Compelling Arbitration Of the Claims Against Appellants Could Result In Conflicting Rulings On Issues Common To All Defendants
Plaintiff Vox sued six defendants, including four former employees, alleging they conspired to “encumber” Vox’s business to the benefit of their planned competing business. The four former employees were parties to arbitration agreements with Vox, and petitioned to compel arbitration. However, two other defendants were not bound by arbitration agreements. The trial court denied the employees’ request to arbitrate, and employees appealed. Vox Entertainment, Inc. v. Carter Reese, et al., Case No. B244812 (2nd Dist. Div. 2 Feb. 5, 2014) (Chavez, Ashmann-Gerst, Ferns) (unpublished).
Under Cal. Code of Civ. Proc. section 1281.2(c), a court may deny a motion to compel arbitration “when (1) ‘[a] party to the arbitration agreement is also a party to a pending court action or special proceeding with a third party,’ (2) the action or proceeding ‘aris[es] out of the same transaction or series of related transactions,’ and (3) ‘there is a possibility of conflicting rulings on a common issue of law or fact.’”

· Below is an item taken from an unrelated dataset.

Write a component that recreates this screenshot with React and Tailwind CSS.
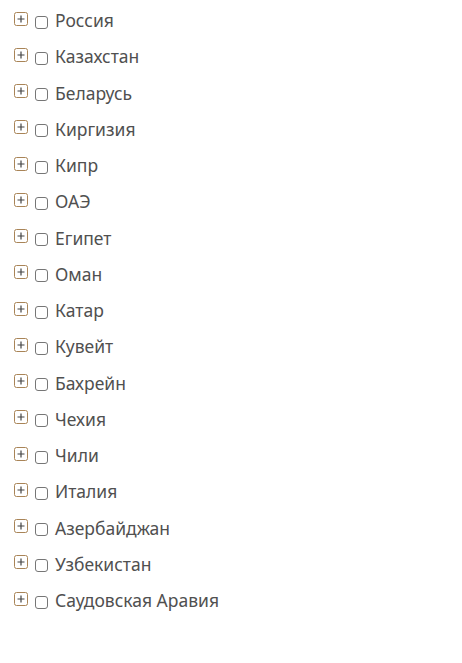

Appellants/employees, who were seeking arbitration with Vox, challenged only the existence of the third prong – possibility of conflicting rulings. Appellants focused on the trial court’s findings that Vox’s claims against two of the six defendants arose independent of the employment agreements containing the arbitration provisions, and were “not intertwined with the contract claims.” However, the Court of Appeal explained that the trial court’s findings were simply made to establish the first of the three 1281.2(c) requirements – that third parties were involved. Because there was evidence “that compelling arbitration of the claims against [four] appellants could result in conflicting rulings on factual and legal issues common to all [six] of the defendants,” the trial court’s order denying the petition to arbitrate was affirmed.

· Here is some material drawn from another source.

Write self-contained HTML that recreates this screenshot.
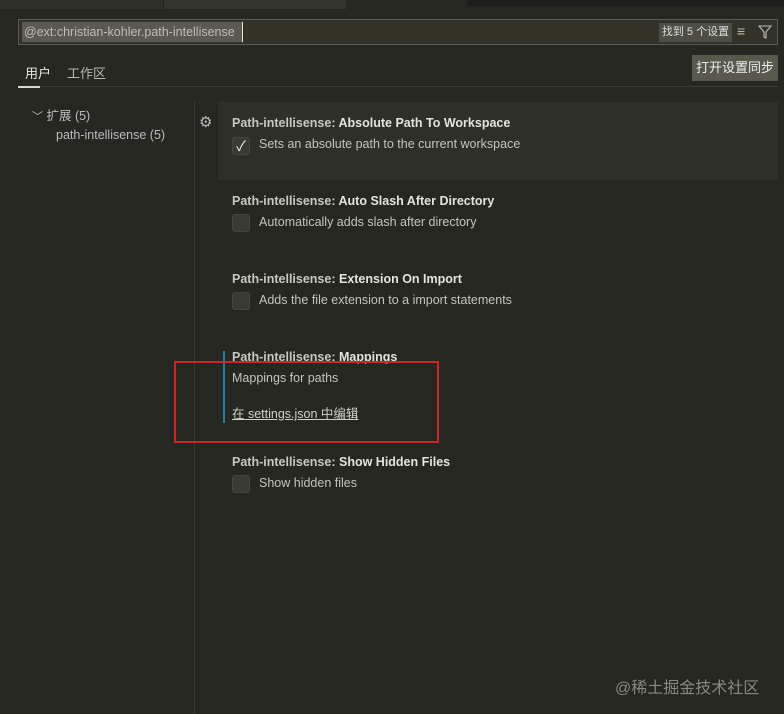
<!DOCTYPE html>
<html><head><meta charset="utf-8"><style>
*{margin:0;padding:0;box-sizing:border-box}
body{width:784px;height:714px;background:#272722;font-family:"Liberation Sans","Noto Sans CJK SC",sans-serif;color:#cfcfc8;position:relative;overflow:hidden;font-size:13px}
.a{position:absolute}
.t{font-size:12.5px;color:#c4c4bc;white-space:nowrap}
.b{font-weight:bold;color:#e4e4de}
.cb{width:18px;height:18px;background:#3a3a35;border-radius:3px;border:1px solid #45453f}
</style></head><body>
<div class="a" style="left:0;top:0;width:163px;height:9px;background:#30302b"></div>
<div class="a" style="left:163px;top:0;width:183px;height:9px;background:#34342e;border-left:1px solid #222"></div>
<div class="a" style="left:467px;top:0;width:317px;height:6px;background:#1e1e1b"></div>
<div class="a" style="left:18px;top:19px;width:760px;height:26px;border:1px solid #5a5a52;background:#323229"></div>
<div class="a t" style="left:22px;top:22px;height:20px;width:221px;background:#5a5a52;color:#bdbdb5;line-height:20px;padding-left:2px;font-size:12.5px;border-right:1px solid #ddd">@ext:christian-kohler.path-intellisense</div>
<div class="a" style="left:659px;top:23px;width:73px;height:19px;background:#4e4e45;color:#ddd;font-size:11px;line-height:19px;text-align:center">找到 5 个设置</div>
<div class="a" style="left:737px;top:23px;color:#bbb;font-size:14px">≡</div>
<svg class="a" style="left:757px;top:24px" width="16" height="16"><path d="M2 2h12l-5 6v6l-2-1V8z" fill="none" stroke="#bbb" stroke-width="1.1"/></svg>
<div class="a" style="left:25px;top:63px;font-size:13px;color:#e8e8e0">用户</div>
<div class="a" style="left:67px;top:63px;font-size:13px;color:#b8b8b0">工作区</div>
<div class="a" style="left:18px;top:86px;width:760px;height:1px;background:#3c3c36"></div>
<div class="a" style="left:18px;top:86px;width:22px;height:2px;background:#d8d8d0"></div>
<div class="a" style="left:692px;top:55px;width:86px;height:26px;background:#58584d;color:#eee;font-size:13px;line-height:26px;text-align:center">打开设置同步</div>
<div class="a t" style="left:32px;top:105px;color:#bbb"><span style="font-size:11px">﹀</span> 扩展 (5)</div>
<div class="a t" style="left:56px;top:128px;color:#bbb">path-intellisense (5)</div>
<div class="a" style="left:194px;top:102px;width:1px;height:612px;background:#3a3a34"></div>
<div class="a" style="left:218px;top:102px;width:560px;height:78px;background:#2f2f29"></div>
<div class="a" style="left:199px;top:113px;color:#bbb;font-size:15px">⚙</div>
<div class="a t" style="left:232px;top:116px"><span style="color:#c8c8c0;font-weight:bold">Path-intellisense: </span><span class="b">Absolute Path To Workspace</span></div>
<div class="a cb" style="left:232px;top:137px;color:#eee;font-size:14px;line-height:16px;text-align:center">✓</div>
<div class="a t" style="left:259px;top:137px">Sets an absolute path to the current workspace</div>
<div class="a t" style="left:232px;top:194px"><span style="color:#c8c8c0;font-weight:bold">Path-intellisense: </span><span class="b">Auto Slash After Directory</span></div>
<div class="a cb" style="left:232px;top:214px"></div>
<div class="a t" style="left:259px;top:215px">Automatically adds slash after directory</div>
<div class="a t" style="left:232px;top:272px"><span style="color:#c8c8c0;font-weight:bold">Path-intellisense: </span><span class="b">Extension On Import</span></div>
<div class="a cb" style="left:232px;top:292px"></div>
<div class="a t" style="left:259px;top:293px">Adds the file extension to a import statements</div>
<div class="a" style="left:223px;top:351px;width:2px;height:72px;background:#1e7fa0"></div>
<div class="a t" style="left:232px;top:350px"><span style="color:#c8c8c0;font-weight:bold">Path-intellisense: </span><span class="b">Mappings</span></div>
<div class="a t" style="left:232px;top:371px">Mappings for paths</div>
<div class="a t" style="left:232px;top:403px;text-decoration:underline;color:#d0d0c8">在 settings.json 中编辑</div>
<div class="a" style="left:174px;top:361px;width:265px;height:82px;border:2px solid #d1232a"></div>
<div class="a t" style="left:232px;top:455px"><span style="color:#c8c8c0;font-weight:bold">Path-intellisense: </span><span class="b">Show Hidden Files</span></div>
<div class="a cb" style="left:232px;top:475px"></div>
<div class="a t" style="left:259px;top:476px">Show hidden files</div>
<div class="a" style="left:615px;top:674px;color:#88887f;font-size:16px">@稀土掘金技术社区</div>
</body></html>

COMMENT AND PRACTICE TIP: I note that there is no discussion in the opinion of whether California law or the Federal Arbitration Act was referenced in the contracts as governing their interpretation and enforcement. The result could be different here, depending on which law governs. Unlike California arbitration statutes, the FAA does not contain an “inconsistency” provision providing express discretion to deny a motion to compel arbitration. If the contract is governed by the FAA, then the arbitration provision is more likely to be enforced among those parties that have signed the arbitration agreement, notwithstanding the risk of inconsistent results in litigation with third parties who are not bound by arbitration. See my October 10, 2012 post on Mastick v. TD Ameritrade, Inc. and Mastick v. Oakwood Capital Management, Inc., LLC, 209 Cal.App.4th 1258 (2012) in which Justice Gilbert answers the question – when does federal preemption apply? – with a resounding “it all depends.”

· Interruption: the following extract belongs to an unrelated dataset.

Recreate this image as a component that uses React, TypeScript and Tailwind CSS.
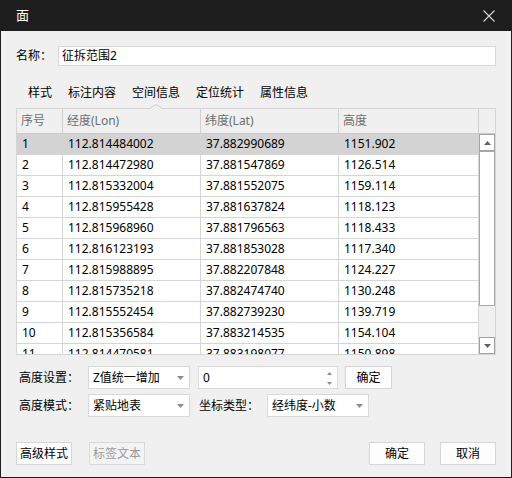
import React from "react";

const rows: [string, string, string, string][] = [
  ["1", "112.814484002", "37.882990689", "1151.902"],
  ["2", "112.814472980", "37.881547869", "1126.514"],
  ["3", "112.815332004", "37.881552075", "1159.114"],
  ["4", "112.815955428", "37.881637824", "1118.123"],
  ["5", "112.815968960", "37.881796563", "1118.433"],
  ["6", "112.816123193", "37.881853028", "1117.340"],
  ["7", "112.815988895", "37.882207848", "1124.227"],
  ["8", "112.815735218", "37.882474740", "1130.248"],
  ["9", "112.815552454", "37.882739230", "1139.719"],
  ["10", "112.815356584", "37.883214535", "1154.104"],
  ["11", "112.814470581", "37.883198077", "1150.898"],
];

const tabs = ["样式", "标注内容", "空间信息", "定位统计", "属性信息"];

function Arrow() {
  return (
    <svg className="absolute right-[5px] top-1/2 -translate-y-1/2" width="7" height="4" viewBox="0 0 7 4">
      <polygon points="0,0 7,0 3.5,4" fill="#8c8c8c" />
    </svg>
  );
}

function Select({ text, w }: { text: string; w: string }) {
  return (
    <div className={`relative flex h-[23px] ${w} items-center border border-[#d9d9d9] bg-white pl-[4px]`}>
      <span className="leading-none">{text}</span>
      <Arrow />
    </div>
  );
}

function Btn({ text, disabled }: { text: string; disabled?: boolean }) {
  return (
    <div
      className={
        disabled
          ? "flex h-[23px] w-[56px] items-center justify-center border border-[#d9d9d9] bg-[#f3f3f3] text-[#9a9a9a]"
          : "flex h-[23px] w-[56px] items-center justify-center border border-[#d6d6d6] bg-[#fdfdfd]"
      }
    >
      {text}
    </div>
  );
}

export default function App() {
  return (
    <div className="flex h-[478px] w-[512px] flex-col overflow-hidden border-x border-b border-[#1e1e1e] bg-[#f0f0f0] font-['Noto_Sans','Noto_Sans_CJK_SC',sans-serif] text-[12px] text-black">
      {/* title bar */}
      <div className="flex h-[31px] shrink-0 items-center justify-between bg-[#1e1e1e] pl-[15px] pr-[16px]">
        <span className="text-[13px] text-white">面</span>
        <svg width="12" height="12" viewBox="0 0 12 12">
          <path d="M0.5 0.5 L11.5 11.5 M11.5 0.5 L0.5 11.5" stroke="#d6d6d6" strokeWidth="1.1" />
        </svg>
      </div>

      <div className="flex flex-1 flex-col px-[15px]">
        {/* name row */}
        <div className="mt-[15px] flex h-[20px] items-center">
          <div className="w-[42px]">名称：</div>
          <div className="flex h-[20px] flex-1 items-center border border-[#d6d6d6] bg-white pl-[3px]">
            征拆范围2
          </div>
        </div>

        {/* tabs */}
        <div className="flex h-[42px] pl-[4px] pt-[16px]">
          {tabs.map((t) => (
            <div key={t} className="relative h-[22px] px-[8px] leading-[22px]">
              {t}
              {t === "空间信息" && (
                <svg
                  className="absolute left-1/2 top-[22px] z-10 -translate-x-1/2"
                  width="13"
                  height="5"
                  viewBox="0 0 13 5"
                >
                  <polygon points="0,5 6.5,0 13,5" fill="#f0f0f0" />
                  <polyline points="0,4.5 6.5,0.5 13,4.5" fill="none" stroke="#cfcfcf" strokeWidth="1" />
                </svg>
              )}
            </div>
          ))}
        </div>

        {/* table */}
        <div className="flex h-[247px] flex-col border border-[#d5d5d5] bg-white">
          <div className="flex h-[25px] shrink-0 border-b border-[#c9c9c9] bg-[#f0f0f0] text-[#6e6e6e]">
            <div className="flex w-[46px] items-center border-r border-[#d0d0d0] pl-[4px]">序号</div>
            <div className="flex w-[138px] items-center border-r border-[#d0d0d0] pl-[4px]">经度(Lon)</div>
            <div className="flex w-[138px] items-center border-r border-[#d0d0d0] pl-[4px]">纬度(Lat)</div>
            <div className="flex w-[140px] items-center border-r border-[#d0d0d0] pl-[4px]">高度</div>
            <div className="flex-1" />
          </div>
          <div className="flex min-h-0 flex-1 overflow-hidden">
            <div className="flex w-[462px] flex-col">
              {rows.map((r, i) => (
                <div
                  key={r[0]}
                  className={`flex h-[21px] shrink-0 border-b border-[#d5d5d5] ${i === 0 ? "bg-[#d3d3d3]" : "bg-white"}`}
                >
                  <div className="flex w-[46px] items-center border-r border-[#d5d5d5] pl-[5px]">{r[0]}</div>
                  <div className="flex w-[138px] items-center border-r border-[#d5d5d5] pl-[5px]">{r[1]}</div>
                  <div className="flex w-[138px] items-center border-r border-[#d5d5d5] pl-[5px]">{r[2]}</div>
                  <div className="flex w-[140px] items-center border-r border-[#d5d5d5] pl-[5px]">{r[3]}</div>
                </div>
              ))}
            </div>
            {/* scrollbar */}
            <div className="flex w-[17px] flex-col bg-[#f0f0f0]">
              <div className="flex h-[17px] w-[16px] items-center justify-center border border-[#a3a3a3] bg-white">
                <svg width="7" height="4" viewBox="0 0 7 4">
                  <polygon points="0,4 7,4 3.5,0" fill="#606060" />
                </svg>
              </div>
              <div className="h-[155px] w-[16px] border border-[#a8a8a8] bg-white" />
              <div className="flex-1" />
              <div className="flex h-[17px] w-[16px] items-center justify-center border border-[#a3a3a3] bg-white">
                <svg width="7" height="4" viewBox="0 0 7 4">
                  <polygon points="0,0 7,0 3.5,4" fill="#606060" />
                </svg>
              </div>
            </div>
          </div>
        </div>

        {/* form row 1 */}
        <div className="mt-[11px] flex items-center">
          <div className="w-[72px] pl-[3px]">高度设置：</div>
          <Select text="Z值统一增加" w="w-[102px]" />
          <div className="relative ml-[8px] flex h-[23px] w-[140px] items-center border border-[#d9d9d9] bg-white pl-[4px]">
            <span className="leading-none">0</span>
            <svg className="absolute right-[5px] top-[5px]" width="5" height="3" viewBox="0 0 5 3">
              <polygon points="0,3 5,3 2.5,0" fill="#8c8c8c" />
            </svg>
            <svg className="absolute right-[5px] top-[15px]" width="5" height="3" viewBox="0 0 5 3">
              <polygon points="0,0 5,0 2.5,3" fill="#8c8c8c" />
            </svg>
          </div>
          <div className="ml-[7px] flex h-[23px] w-[47px] items-center justify-center border border-[#d6d6d6] bg-[#fdfdfd]">
            确定
          </div>
        </div>

        {/* form row 2 */}
        <div className="mt-[5px] flex items-center">
          <div className="w-[72px] pl-[3px]">高度模式：</div>
          <Select text="紧贴地表" w="w-[102px]" />
          <div className="w-[77px] pl-[9px]">坐标类型：</div>
          <Select text="经纬度-小数" w="w-[102px]" />
        </div>

        {/* bottom buttons */}
        <div className="mt-[25px] flex items-center">
          <Btn text="高级样式" />
          <div className="ml-[17px]">
            <Btn text="标签文本" disabled />
          </div>
          <div className="flex-1" />
          <Btn text="确定" />
          <div className="ml-[15px]">
            <Btn text="取消" />
          </div>
        </div>
      </div>
    </div>
  );
}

If you are concerned when drafting an arbitration clause that future disputes with third parties could lead to inconsistent results, and economic inefficiency, unless everything can be resolved in a judicial forum, then consider making California law govern the clause. However, if you really, really want to arbitrate, notwithstanding the risk of inconsistent results if there is litigation with a party not bound by the arbitration provision, then consider making the FAA govern the arbitration clause.